Six Months Salary is Too Much, At First
Although some financial advisers recommend an emergency fund equal to six months of your salary, I think this far too much at the start. Allocating that much money to a low interest savings account often limits the ability to take advantage of tax deferred savings plans like a 401(k) or Individual Retirement Account (IRA) which are a far better use of your money. As a alternative, let your emergency fund grow over time. Start with saving two or three months of your current living expenses, not your salary, as a goal. If this seems daunting, start with automatically saving $50 a week to get started. The key is to take action and by starting your emergency fund and paying into it on a regular basis.
You Will Spend Less
As you implement these first two steps of paying off your home quicker and saving in an emergency fund, expect to find that you begin spending less. This is part of the process of becoming more conscious about where you money goes each month. You can also save by canceling monthly subscriptions, eating out less, spending less on clothes, or finding cheaper entertainment options. If you want additional advice on setting up a budget see Five Steps to a Financial Freedom Budget. Eventually you will pay off your housing, significantly lowering your monthly expenses and allowing your emergency fund to cover many more months of your expenses if you were to ever lose your job. It will also provide you with an ample amount of cash to take advantage of undervalued assets. This takes us to the third step.

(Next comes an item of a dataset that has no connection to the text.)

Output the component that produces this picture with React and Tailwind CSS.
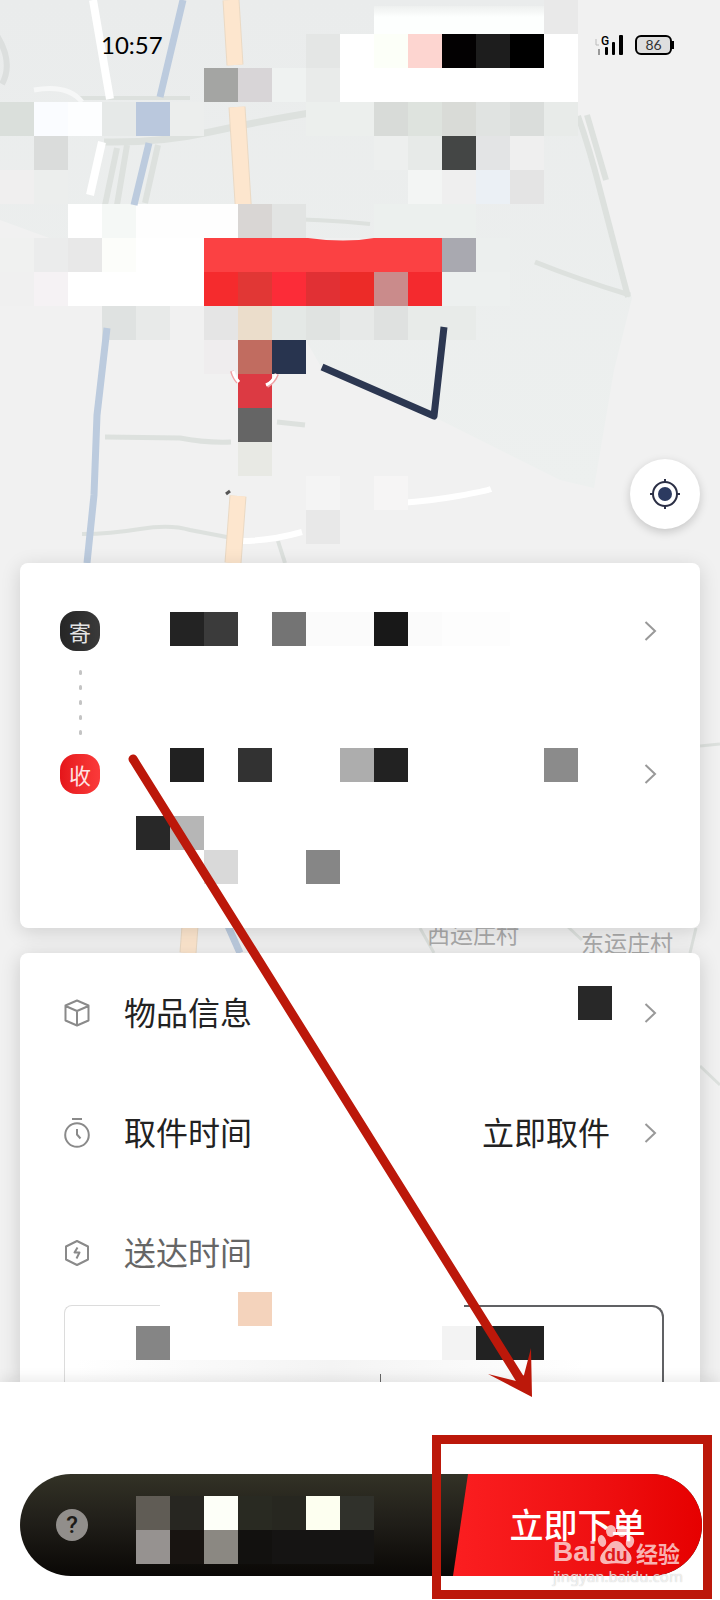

3. Diversified Income Streams
Step three of your financial freedom plan is to build a portfolio of diversified income streams. You are trying to replace your traditional wage income with income from investments that do not require an immediate investment of your time. You want to get the same income each year but not have to show up to a job for 40+ hours per week. These investments may include bonds, stocks, real estate, annuities, or owning part of small businesses. You can initiate this process just like you did with your emergency fund; you begin investing a small amount each week and gradually increase the amount as you cut expenses or increase your income. If you want to know more about building these income streams see 12 Types of Passive Income for Financial Freedom.
Saving 100% of What You Earn
Over time your portfolio will grow to cover all your annual living expenses, which means 100% of your job income can go to savings. Think about how quickly this will help grow your portfolio. Your goal is to create a portfolio large enough to cover all your expenses and generate surplus income to reinvest. Once you reach this goal you may choose to keep working or change jobs to work you enjoy more. By following these three steps you will dramatically increase your financial options, protect yourself in recessions, and reduce money related stress. And best of all you will be in a financial position where you choose to work and no longer need to work.